Elle marche, elle aussi, jusqu’aux bornes électrifiées de cet ersatz de prison. Elle est de ceux qu’on ne sait plus nommer. A quoi peut-elle croire encore, qui serait tangible ? Aux limites solides de son décor quotidien : un évier, une table, quatre murs, un lit, juste de quoi ne pas avoir faim, juste de quoi ne pas avoir froid, juste de quoi ne pas mourir ?
La radio lui tient lieu d’ébauche de confort. Des vêtements d’homme l’écoutent. Où est-il ? La seconde peau de sa robe propre et simplette est un rempart à l’écorchure. La dignité se substitue à son bonheur, qui ne gise que dans quelques souvenirs épars, dans quelques instants où sa douleur fait trêve. Les ustensiles sommaires et indispensables à une bonne ménagère finissent de clore sa liberté conditionnelle. Le sens du devoirs accompli se joue de ce qui ne sera jamais pour elle qu’un semblant de tranquillité.
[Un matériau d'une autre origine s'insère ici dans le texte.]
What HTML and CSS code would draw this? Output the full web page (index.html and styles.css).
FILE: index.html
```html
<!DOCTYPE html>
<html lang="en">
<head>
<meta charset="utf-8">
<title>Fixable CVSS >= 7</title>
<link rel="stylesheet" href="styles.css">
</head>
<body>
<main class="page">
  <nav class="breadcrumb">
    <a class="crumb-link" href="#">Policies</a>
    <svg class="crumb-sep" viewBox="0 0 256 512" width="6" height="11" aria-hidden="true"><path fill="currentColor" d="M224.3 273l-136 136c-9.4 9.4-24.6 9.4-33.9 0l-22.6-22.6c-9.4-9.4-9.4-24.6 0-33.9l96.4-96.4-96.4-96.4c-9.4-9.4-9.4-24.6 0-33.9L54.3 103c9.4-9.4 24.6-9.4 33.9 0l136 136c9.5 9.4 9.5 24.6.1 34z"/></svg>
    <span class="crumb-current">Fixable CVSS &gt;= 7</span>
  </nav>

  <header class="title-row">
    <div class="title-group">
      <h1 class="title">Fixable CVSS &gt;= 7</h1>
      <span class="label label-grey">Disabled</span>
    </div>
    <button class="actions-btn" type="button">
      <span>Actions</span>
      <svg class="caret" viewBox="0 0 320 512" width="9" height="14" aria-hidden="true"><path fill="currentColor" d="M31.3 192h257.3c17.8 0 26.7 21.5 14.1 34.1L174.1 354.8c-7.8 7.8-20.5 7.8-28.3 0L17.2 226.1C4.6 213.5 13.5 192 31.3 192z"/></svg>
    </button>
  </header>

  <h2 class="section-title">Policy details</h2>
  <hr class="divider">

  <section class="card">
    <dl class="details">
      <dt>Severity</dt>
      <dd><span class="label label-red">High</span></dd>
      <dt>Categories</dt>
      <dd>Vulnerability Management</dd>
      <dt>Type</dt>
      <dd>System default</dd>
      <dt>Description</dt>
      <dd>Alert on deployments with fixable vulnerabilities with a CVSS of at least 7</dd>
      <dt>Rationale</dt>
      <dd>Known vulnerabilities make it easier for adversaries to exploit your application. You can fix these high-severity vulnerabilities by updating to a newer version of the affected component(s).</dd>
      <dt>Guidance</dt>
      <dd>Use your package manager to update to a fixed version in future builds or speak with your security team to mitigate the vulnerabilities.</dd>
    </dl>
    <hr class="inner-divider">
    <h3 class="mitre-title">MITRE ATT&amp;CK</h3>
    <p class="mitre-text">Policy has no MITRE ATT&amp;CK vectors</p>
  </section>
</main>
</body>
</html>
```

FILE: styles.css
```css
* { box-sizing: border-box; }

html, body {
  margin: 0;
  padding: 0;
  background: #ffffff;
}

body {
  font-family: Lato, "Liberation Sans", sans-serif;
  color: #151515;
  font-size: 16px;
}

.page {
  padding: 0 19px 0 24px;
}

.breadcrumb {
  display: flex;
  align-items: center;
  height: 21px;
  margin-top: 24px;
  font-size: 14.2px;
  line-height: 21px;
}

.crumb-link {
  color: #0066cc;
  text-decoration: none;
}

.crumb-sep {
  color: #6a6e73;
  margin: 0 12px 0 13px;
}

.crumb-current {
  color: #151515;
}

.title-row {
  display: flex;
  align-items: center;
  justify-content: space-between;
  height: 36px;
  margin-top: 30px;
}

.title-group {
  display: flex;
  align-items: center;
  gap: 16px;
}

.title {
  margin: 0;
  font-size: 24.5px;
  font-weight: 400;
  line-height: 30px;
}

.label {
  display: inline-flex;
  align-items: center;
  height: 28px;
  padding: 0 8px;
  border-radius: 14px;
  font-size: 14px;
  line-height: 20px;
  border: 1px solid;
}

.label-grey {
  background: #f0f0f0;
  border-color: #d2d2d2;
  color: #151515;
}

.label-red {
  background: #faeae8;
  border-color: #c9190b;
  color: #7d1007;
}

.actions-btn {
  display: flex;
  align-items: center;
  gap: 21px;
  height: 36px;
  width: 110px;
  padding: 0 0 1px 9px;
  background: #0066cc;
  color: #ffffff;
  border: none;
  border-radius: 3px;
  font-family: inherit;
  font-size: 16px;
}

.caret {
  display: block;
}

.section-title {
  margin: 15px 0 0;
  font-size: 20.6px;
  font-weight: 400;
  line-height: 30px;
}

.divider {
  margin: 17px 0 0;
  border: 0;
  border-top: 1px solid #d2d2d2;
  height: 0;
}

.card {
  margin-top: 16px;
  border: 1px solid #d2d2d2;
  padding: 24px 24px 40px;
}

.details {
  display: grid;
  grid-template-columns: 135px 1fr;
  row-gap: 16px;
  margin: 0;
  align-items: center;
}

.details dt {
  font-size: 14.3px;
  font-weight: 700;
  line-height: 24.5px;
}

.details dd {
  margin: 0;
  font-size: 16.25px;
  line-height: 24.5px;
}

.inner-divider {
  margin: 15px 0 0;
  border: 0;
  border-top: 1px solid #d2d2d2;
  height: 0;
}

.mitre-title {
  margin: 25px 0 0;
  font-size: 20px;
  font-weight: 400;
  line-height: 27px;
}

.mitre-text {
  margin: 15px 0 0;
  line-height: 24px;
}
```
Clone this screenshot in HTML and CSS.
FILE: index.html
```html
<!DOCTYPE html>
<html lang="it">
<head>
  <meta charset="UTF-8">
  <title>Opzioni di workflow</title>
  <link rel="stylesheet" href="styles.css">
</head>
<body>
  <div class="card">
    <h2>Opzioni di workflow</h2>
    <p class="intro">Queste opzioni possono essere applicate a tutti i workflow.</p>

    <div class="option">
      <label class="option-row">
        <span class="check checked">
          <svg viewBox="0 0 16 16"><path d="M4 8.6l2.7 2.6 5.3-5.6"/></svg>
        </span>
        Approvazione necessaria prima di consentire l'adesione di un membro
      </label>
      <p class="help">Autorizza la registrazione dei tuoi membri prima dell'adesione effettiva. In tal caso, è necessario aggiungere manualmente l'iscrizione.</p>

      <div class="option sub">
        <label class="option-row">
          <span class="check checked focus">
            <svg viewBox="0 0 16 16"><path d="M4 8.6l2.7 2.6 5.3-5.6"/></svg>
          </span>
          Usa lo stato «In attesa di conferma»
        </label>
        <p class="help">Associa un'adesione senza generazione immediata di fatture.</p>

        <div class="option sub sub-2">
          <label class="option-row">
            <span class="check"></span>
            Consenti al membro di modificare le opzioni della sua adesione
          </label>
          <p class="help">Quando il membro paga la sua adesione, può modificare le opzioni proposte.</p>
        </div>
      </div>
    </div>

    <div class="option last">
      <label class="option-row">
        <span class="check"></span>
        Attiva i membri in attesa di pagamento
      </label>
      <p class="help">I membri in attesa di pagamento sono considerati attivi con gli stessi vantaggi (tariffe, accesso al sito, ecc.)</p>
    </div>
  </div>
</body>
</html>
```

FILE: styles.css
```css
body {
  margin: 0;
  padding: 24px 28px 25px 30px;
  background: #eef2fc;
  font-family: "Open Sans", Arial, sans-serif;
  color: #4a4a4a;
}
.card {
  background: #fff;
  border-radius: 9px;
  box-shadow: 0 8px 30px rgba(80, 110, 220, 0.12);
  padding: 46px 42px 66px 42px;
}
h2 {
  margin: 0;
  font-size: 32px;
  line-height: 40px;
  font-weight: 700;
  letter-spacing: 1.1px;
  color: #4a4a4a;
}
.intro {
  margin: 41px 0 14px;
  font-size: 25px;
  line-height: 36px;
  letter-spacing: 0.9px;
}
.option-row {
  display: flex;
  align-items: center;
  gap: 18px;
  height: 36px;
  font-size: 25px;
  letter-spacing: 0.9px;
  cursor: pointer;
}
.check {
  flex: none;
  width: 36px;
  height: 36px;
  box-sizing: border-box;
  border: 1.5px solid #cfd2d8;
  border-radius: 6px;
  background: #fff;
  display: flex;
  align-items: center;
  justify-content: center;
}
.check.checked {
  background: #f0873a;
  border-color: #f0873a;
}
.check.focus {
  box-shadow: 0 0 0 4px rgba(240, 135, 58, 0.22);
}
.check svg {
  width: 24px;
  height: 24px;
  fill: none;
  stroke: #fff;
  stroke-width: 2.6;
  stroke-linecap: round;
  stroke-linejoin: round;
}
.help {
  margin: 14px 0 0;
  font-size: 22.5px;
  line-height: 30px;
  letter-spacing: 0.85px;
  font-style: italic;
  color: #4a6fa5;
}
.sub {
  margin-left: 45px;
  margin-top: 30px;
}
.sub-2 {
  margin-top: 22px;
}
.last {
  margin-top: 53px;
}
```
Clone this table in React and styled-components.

Comment ne pas devenir fou ? Comment ne pas dépasser la marge ténue de la normalité ? Elle sera là tournant sur elle-même comme devant un miroir, sans même sentir l’envie d’un regard complaisant. Indubitablement, vous serez témoins ou voyeurs, instruments involontaires d’une non-assistance à personne en danger.